Scripture indicates that God was the parent of Adam and Eve. They had the advantage of having had the perfect parent and having had no sin nature. They still sinned and fell from grace, needing God to reach out and save them. One of their own children even became a murderer.

Throughout human history the most godly persons often had the most ungodly and lost children. Many of David’s children were terrible. Solomon was David’s best kid and he was into all kinds of hedonism and sexual perversions, ultimately embracing the idolatry of his unbelieving wives near the end of his life. In Jesus’ fictional parable of the Prodigal Son, the righteous father figure who symbolized God was depicted as having two sinful sons in need of repentance and spiritual reconciliation. Godly parents (such as patriarchs of the faith, prophets, and priests) do rear sinful children.

In the Old Testament minor children were to be controlled and compelled to act civilly, even if they were unbelievers. Corporeal punishment was to be applied to rebellious children so as to control them, though that would not necessarily bring them to salvation. In the New Testament the same expectations were placed upon parents. Minor children are to be kept constrained and under control, even if they never do believe. In the Mosaic Law, out-of-control children as they became adults could be executed by the local elders for being criminally unruly, profane, and casting curses on their parents. God does expect parents to keep the outward behavior of minor children under control. Yet, the inward heart change always belongs to God alone.

It is true, we parents are imperfect and sinful. We make purposeful as well as unintentional mistakes in raising our kids. Yet, whether a child is ultimately saved (or not) remains God’s sole domain. He alone selects, calls, convicts, regenerates the repentant, and indwells those He has saved. Parents cannot do this.

I wonder if sometimes we expect parents to be gods who can save their own children. Perhaps the role of being a parent who must train, raise, nurture, and control children is already sufficiently difficult without adding to them the condemnation of being judged negligent if their children have not yet come to Christ?

Merry Christmas to all parents, whether your children have been saved yet or not!

Friday, December 31, 2010

Only Three Classes of Humans

In the New Testament there are really only three classifications of humans. These three classes are derived from 1 Corinthians 5:11. They are: true believers in Christ, the unsaved, and the “so-called” believers.

I wrote you in my letter not to associate with immoral people; I did not at all mean with the immoral people of this world, or with the covetous and swindlers, or with idolaters, for then you would have to go out of the world. But actually, I wrote to you not to associate with any so-called brother if he is an immoral person, or covetous, or an idolater, or a reviler, or a drunkard, or a swindler--not even to eat with such a one. (1 Corinthians 5:9-11)
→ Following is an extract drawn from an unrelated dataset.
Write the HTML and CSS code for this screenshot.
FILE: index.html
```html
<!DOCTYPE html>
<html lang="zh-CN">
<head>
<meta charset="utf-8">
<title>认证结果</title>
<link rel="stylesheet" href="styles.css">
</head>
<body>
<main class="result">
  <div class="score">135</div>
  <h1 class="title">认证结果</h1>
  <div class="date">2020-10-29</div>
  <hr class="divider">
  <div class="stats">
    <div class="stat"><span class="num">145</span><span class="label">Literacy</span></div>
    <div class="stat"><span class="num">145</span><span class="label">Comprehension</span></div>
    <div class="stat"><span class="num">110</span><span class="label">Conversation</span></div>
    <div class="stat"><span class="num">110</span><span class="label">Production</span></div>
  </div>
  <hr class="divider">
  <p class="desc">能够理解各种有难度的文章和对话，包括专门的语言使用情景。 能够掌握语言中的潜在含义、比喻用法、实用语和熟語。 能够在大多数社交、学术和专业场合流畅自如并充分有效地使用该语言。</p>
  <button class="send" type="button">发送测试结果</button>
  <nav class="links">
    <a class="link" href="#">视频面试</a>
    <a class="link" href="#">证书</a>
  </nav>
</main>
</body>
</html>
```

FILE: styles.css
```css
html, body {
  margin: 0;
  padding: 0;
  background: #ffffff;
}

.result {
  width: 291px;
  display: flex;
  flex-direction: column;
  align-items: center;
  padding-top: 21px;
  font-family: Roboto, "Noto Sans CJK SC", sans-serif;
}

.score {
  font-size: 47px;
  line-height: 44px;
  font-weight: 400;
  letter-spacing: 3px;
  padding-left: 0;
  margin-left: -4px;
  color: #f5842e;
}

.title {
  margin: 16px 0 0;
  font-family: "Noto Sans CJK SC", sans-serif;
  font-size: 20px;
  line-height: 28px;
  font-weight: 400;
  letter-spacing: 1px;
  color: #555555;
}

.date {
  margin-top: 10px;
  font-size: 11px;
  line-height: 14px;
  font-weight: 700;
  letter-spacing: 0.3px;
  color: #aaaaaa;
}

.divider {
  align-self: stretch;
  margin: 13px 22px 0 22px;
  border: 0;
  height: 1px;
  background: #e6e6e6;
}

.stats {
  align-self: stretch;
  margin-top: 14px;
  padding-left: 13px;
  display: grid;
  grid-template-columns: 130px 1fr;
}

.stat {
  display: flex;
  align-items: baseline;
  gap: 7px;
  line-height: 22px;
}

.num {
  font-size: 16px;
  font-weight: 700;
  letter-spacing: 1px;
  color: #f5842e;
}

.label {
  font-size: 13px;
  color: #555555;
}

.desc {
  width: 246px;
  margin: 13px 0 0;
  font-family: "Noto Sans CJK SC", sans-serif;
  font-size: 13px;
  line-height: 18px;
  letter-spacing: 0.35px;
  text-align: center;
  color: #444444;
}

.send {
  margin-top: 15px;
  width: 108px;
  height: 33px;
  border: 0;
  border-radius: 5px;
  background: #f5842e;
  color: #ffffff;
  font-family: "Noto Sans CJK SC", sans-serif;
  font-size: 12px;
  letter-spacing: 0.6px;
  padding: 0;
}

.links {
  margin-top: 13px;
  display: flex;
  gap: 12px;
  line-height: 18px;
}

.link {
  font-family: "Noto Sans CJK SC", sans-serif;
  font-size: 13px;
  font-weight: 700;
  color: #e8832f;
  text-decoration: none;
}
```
It should be evident that true believers in Christ are those sinners who have placed their faith in Jesus for their eternal salvation. They are still sinners, but have come to recognize their helplessness in saving themselves and have sincerely repented. Repentance involves confession of sins and changing one’s mind and heart so as to be motivated to abandon those sins.
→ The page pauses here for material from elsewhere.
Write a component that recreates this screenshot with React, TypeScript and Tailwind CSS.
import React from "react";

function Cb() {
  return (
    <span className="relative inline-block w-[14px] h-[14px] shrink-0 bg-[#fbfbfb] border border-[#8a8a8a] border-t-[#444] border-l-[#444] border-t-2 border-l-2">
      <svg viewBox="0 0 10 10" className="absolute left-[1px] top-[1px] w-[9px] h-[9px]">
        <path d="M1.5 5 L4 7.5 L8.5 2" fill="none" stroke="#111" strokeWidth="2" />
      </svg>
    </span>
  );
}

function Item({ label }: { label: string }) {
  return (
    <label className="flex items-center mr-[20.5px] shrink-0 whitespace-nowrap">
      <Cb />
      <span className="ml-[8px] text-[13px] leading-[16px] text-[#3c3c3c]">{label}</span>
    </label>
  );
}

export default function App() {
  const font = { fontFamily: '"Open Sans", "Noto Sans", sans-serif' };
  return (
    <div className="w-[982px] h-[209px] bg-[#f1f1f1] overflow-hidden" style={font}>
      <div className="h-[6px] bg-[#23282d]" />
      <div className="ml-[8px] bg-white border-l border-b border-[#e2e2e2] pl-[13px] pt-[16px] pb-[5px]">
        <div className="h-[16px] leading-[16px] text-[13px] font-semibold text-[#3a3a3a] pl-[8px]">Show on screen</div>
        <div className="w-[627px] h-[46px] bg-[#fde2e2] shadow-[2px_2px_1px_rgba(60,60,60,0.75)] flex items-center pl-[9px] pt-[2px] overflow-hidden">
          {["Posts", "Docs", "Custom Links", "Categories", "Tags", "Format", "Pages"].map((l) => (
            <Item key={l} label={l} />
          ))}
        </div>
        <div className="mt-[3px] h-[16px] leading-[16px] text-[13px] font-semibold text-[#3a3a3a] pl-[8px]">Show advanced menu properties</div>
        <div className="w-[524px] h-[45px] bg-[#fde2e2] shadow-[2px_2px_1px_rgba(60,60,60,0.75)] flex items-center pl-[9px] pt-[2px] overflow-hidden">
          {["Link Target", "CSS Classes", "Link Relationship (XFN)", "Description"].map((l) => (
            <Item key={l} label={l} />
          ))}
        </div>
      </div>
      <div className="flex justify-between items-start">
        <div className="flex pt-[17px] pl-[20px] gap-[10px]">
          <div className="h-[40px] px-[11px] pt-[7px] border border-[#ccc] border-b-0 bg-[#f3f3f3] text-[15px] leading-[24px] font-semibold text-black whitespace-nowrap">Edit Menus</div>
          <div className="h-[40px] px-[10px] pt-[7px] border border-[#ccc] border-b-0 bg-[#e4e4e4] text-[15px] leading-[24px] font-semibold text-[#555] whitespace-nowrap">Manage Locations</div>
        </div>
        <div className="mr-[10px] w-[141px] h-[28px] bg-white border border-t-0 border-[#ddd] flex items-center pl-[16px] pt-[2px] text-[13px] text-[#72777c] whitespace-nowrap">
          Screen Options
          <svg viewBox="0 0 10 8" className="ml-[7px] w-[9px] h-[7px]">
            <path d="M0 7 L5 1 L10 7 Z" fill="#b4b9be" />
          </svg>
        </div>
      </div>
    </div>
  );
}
Equally evident are the unbelievers. They are the ones who have never heard of Jesus, or having heard have decided not yet to repent; thus they remain in their lost state. They may or may not know they are still unsaved.

Less evident are the “so-called” believers. These are people who profess salvation in Christ but live like the unsaved. They have no godly remorse for their ongoing obvious sinfulness. They blatantly sin and do not repent. They may regret getting caught by others in their sins, but they lack personal shame when alone with God.

Interestingly, God does not consider the unsaved to be a problem for the true believer. They may live, work, and socialize together. In this manner some of the unsaved will find Christ via their friendship with true believers.

However, God forbids the saved to associate with the “so-called” believers. God considers them to be dangerous to the health of the church. They are pretenders and imposters of the faith who are the ones that introduce heresies secretly, sow discord, and incite philosophical divisions. They lead astray the righteous as they generate factions.

There are several parables of Jesus where He states that the church on earth will always consist of wheat (believers) and tares (the unsaved), marketable fish (believers) and unusable fish (the unsaved), sheep (believers) and goats (the unsaved). This is as it must be and the unsaved are not to be ejected from the church for fear of harming the faith of new believers. But, the “so-called” Christian who remains immoral and unrepentant in conduct, is to identified and removed from church fellowship.

With my own eyes I have seen the eternal spiritual damage that can be wreaked by treating “so-called” brethren as if they were believers. Naming Christ as Savior must be accompanied by a life of ongoing repentance and remorse over sins as they occur. Where there is no repentance for public sin, neither can there forgiveness and therefore there should be no fellowship.

I wrote to you not to associate with any so-called brother if he is an immoral person (1 Corinthians 5:11a)


This essay was originally posted as a blog and was open to public comments. Below is a response Booth made to one such public comment.

Booth’s response to comment

You are correct. It is not easy, nor should it be done lightly. Similarly, it should not be discarded.

I have seen shunning done (without following Matthew 18) just so a person could retain his individual hold and power base over others. I have also seen 1 Corinthians 5:11 and Matthew 18 put aside entirely in a mistaken notion of "love." Both extremes resulted in spiritual disaster for some.

The point you make, that Matthew 18 must be followed, is well taken. There are wolves, false prophets, and immoral "so-called" brethren among us that ought to identified and corrected.